Con i "Torsi" di Wilhelm Morat la carta diventa autonoma.
La carta è tra le più importanti invenzioni della civiltà. Essa ci trasmette, silenziosamente, l’eredità di un patrimonio spirituale e culturale antichissimo. La carta esterna la propria identità solo nel momento in cui viene utilizzata, stampata, scritta; al contrario un foglio bianco è solo sinonimo di assenza di informazioni.
Lo scultore Wilhelm Morat, nella sua vita d’artista, interpreta l’intero arco dell’esperienza umana: Morat è allo stesso tempo agricoltore, artigiano, scienziato, ricercatore, amante dell’arte, inventore e pensatore. Producendo da sé la propria carta egli inizia la sua esperienza artistica all’aria aperta, dove semina e coltiva il lino per poi rasparlo, pettinarlo e gramolarlo secondo una tradizione antica.

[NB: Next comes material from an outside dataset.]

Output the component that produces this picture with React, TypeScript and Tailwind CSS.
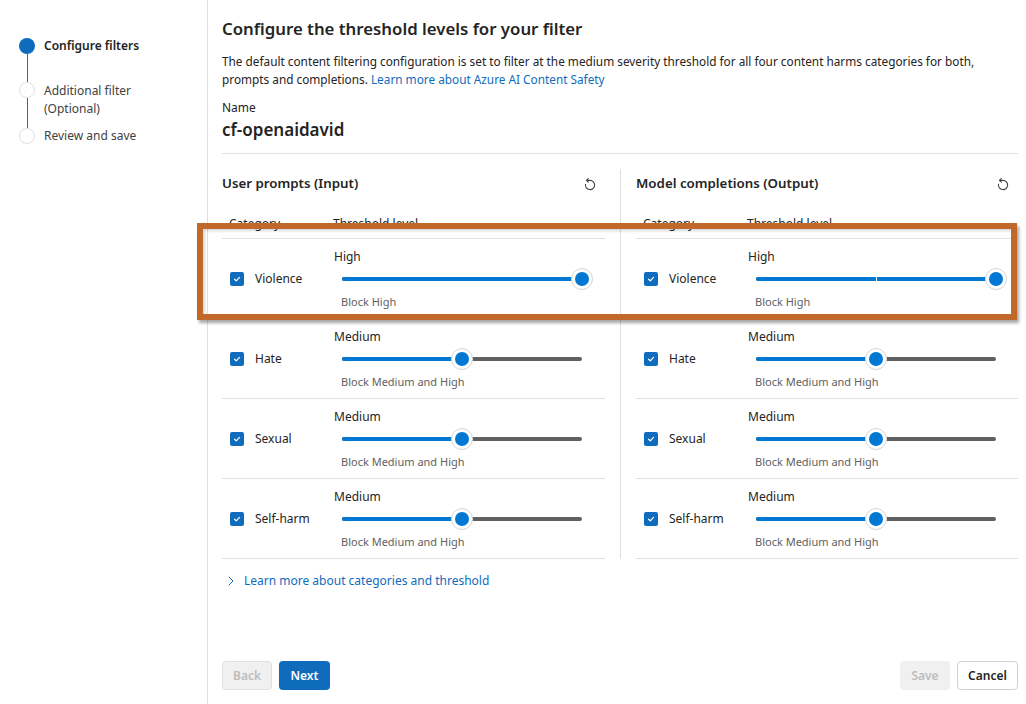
import React from "react";

const font = { fontFamily: '"Segoe UI", "Noto Sans", sans-serif' };

const steps = [
  { label: ["Configure filters"], active: true, pad: "pb-[28px]" },
  { label: ["Additional filter", "(Optional)"], active: false, pad: "pb-[10px]" },
  { label: ["Review and save"], active: false, pad: "" },
];

const rows = [
  { name: "Violence", level: "High", block: "Block High", value: 1 },
  { name: "Hate", level: "Medium", block: "Block Medium and High", value: 0.5 },
  { name: "Sexual", level: "Medium", block: "Block Medium and High", value: 0.5 },
  { name: "Self-harm", level: "Medium", block: "Block Medium and High", value: 0.5 },
];

function ResetIcon() {
  return (
    <svg width="16" height="16" viewBox="0 0 16 16" fill="none" stroke="#424242" strokeWidth="1.1" strokeLinecap="round" strokeLinejoin="round">
      <path d="M4.6 4.4 H8 A4.6 4.6 0 1 1 3.5 8.3" />
      <path d="M6.3 2.6 L4.5 4.4 L6.3 6.2" />
    </svg>
  );
}

function Checkbox() {
  return (
    <div className="w-[14px] h-[14px] rounded-[2px] bg-[#0f6cbd] flex items-center justify-center shrink-0">
      <svg width="10" height="10" viewBox="0 0 10 10" fill="none" stroke="white" strokeWidth="1.2" strokeLinecap="round" strokeLinejoin="round">
        <path d="M2.6 5.2 L4.3 6.8 L7.5 3.4" />
      </svg>
    </div>
  );
}

function Slider({ value, tick }: { value: number; tick?: boolean }) {
  return (
    <div className="relative w-[240px] h-5 ml-2">
      <div className="absolute left-0 right-0 top-[8px] h-[4px] rounded-full bg-[#616161]" />
      <div className="absolute left-0 top-[8px] h-[4px] rounded-full bg-[#0078d4]" style={{ width: `${value * 100}%` }} />
      {tick && <div className="absolute left-[120px] top-[8px] h-[4px] w-[1px] bg-white" />}
      <div
        className="absolute top-[-1px] w-[22px] h-[22px] -ml-[11px] rounded-full bg-white border border-[#d6d6d6] flex items-center justify-center"
        style={{ left: `${value * 100}%` }}
      >
        <div className="w-[14px] h-[14px] rounded-full bg-[#0078d4]" />
      </div>
    </div>
  );
}

function Column({ title, right }: { title: string; right?: boolean }) {
  return (
    <div className={right ? "flex-1 pl-[15px]" : "w-[399px] pr-[15px] border-r border-[#e0e0e0]"}>
      <div className="h-[30px] flex items-center justify-between pr-[7px]">
        <span className="text-[13.3px] font-semibold text-[#242424]">{title}</span>
        <ResetIcon />
      </div>
      <div className="h-10 pt-[17px] flex text-[12px] leading-4 text-[#242424] border-b border-[#e0e0e0]">
        <span className="w-[111px] pl-[7px]">Category</span>
        <span>Threshold level</span>
      </div>
      {rows.map((r, i) => (
        <div key={r.name} className="h-20 flex border-b border-[#e0e0e0]">
          <div className="w-[112px] flex items-center gap-[11px] pl-2">
            <Checkbox />
            <span className="text-[12px] text-[#242424]">{r.name}</span>
          </div>
          <div className="flex flex-col">
            <span className="mt-[10px] text-[12px] leading-4 text-[#242424]">{r.level}</span>
            <div className="mt-[4px]">
              <Slider value={r.value} tick={right && i === 0} />
            </div>
            <span className="mt-[5px] ml-[7px] text-[11px] leading-4 text-[#616161]">{r.block}</span>
          </div>
        </div>
      ))}
    </div>
  );
}

export default function App() {
  return (
    <div className="relative w-[1026px] h-[704px] bg-white flex overflow-hidden" style={font}>
      {/* STEPS */}
      <div className="w-[208px] h-full border-r border-[#e0e0e0] pl-[19px] pt-[38px]">
        {steps.map((s, i) => (
          <div key={i} className="flex gap-[9px]">
            <div className="flex flex-col items-center w-4">
              <div
                className={`w-4 h-4 rounded-full shrink-0 ${
                  s.active ? "bg-[#0f6cbd]" : "bg-white border border-[#e0e0e0]"
                }`}
              />
              {i < steps.length - 1 && <div className="w-px flex-1 bg-[#616161]" />}
            </div>
            <div className={`text-[12px] ${s.pad}`}>
              {s.label.map((l) => (
                <div
                  key={l}
                  className={`${s.label.length > 1 ? "leading-[18px]" : "leading-4"} ${
                    s.active ? "font-semibold text-[#242424]" : "text-[#424242]"
                  }`}
                >
                  {l}
                </div>
              ))}
            </div>
          </div>
        ))}
      </div>

      {/* MAIN */}
      <div className="flex-1 h-full flex flex-col pl-[14px] pr-[8px]">
        <h1 className="mt-[17px] text-[16.8px] leading-6 font-semibold text-[#242424]">
          Configure the threshold levels for your filter
        </h1>
        <p className="mt-[11px] text-[11.8px] leading-[18px] text-[#242424]">
          The default content filtering configuration is set to filter at the medium severity threshold for all four content harms categories for both,
          <br />
          prompts and completions. <span className="text-[#0f6cbd]">Learn more about Azure AI Content Safety</span>
        </p>
        <div className="mt-3 text-[12px] leading-4 text-[#242424]">Name</div>
        <div className="mt-[2px] pb-[11px] text-[17px] leading-6 font-semibold text-[#242424] border-b border-[#e0e0e0]">
          cf-openaidavid
        </div>

        <div className="mt-[15px] flex">
          <Column title="User prompts (Input)" />
          <Column title="Model completions (Output)" right />
        </div>

        <div className="mt-[14px] flex items-center gap-[9px] pl-[5px] text-[12px] leading-4 text-[#0f6cbd]">
          <svg width="8" height="10" viewBox="0 0 8 10" fill="none" stroke="#0f6cbd" strokeWidth="1" strokeLinecap="round">
            <path d="M2 1 L6 5 L2 9" />
          </svg>
          Learn more about categories and threshold
        </div>

        <div className="mt-auto mb-[14px] flex items-center text-[12px]">
          <button className="w-[50px] h-[29px] rounded-[4px] bg-[#f0f0f0] border border-[#e0e0e0] text-[#bdbdbd] font-semibold">Back</button>
          <button className="ml-[7px] w-[51px] h-[29px] rounded-[4px] bg-[#0f6cbd] text-white font-semibold">Next</button>
          <div className="flex-1" />
          <button className="w-[50px] h-[29px] rounded-[4px] bg-[#f0f0f0] text-[#bdbdbd] font-semibold">Save</button>
          <button className="ml-[7px] w-[61px] h-[29px] rounded-[4px] bg-white border border-[#d1d1d1] text-[#242424] font-semibold">Cancel</button>
        </div>
      </div>

      {/* HIGHLIGHT */}
      <div className="absolute left-[197px] top-[223px] w-[820px] h-[97px] border-[6px] border-[#c0692a] shadow-[2px_3px_3px_rgba(0,0,0,0.35),inset_2px_2px_3px_rgba(0,0,0,0.15)]" />
    </div>
  );
}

Occupandosi direttamente di ogni fase del processo artistico, Morat assembla la polpa fibrosa come se fosse una scultura aggiungendo i pigmenti colorati che pervadono le fibre e tessendo i fili che daranno forma alla materia. I suoi oggetti, manifestandosi in forma tridimensionale, ci ricordando come l’uomo sia anche progettista e costruttore.
Sul terreno dell’arte Morat raggiunge, con apparente semplicità, ciò che nella vita sembra impossibile: la simbiosi costruttiva tra natura, scienza ed arte.
Le sue sculture, così fragili eppure così cariche di forza, rappresentano un punto di congiunzione tra la conquista della terra da parte dell’uomo e la nascita di una civiltà altamente progredita. Nei „Torsi“ di Morat lo spirito artistico non solo vi trova rifugio, ma prende anche vita nella sua materialità.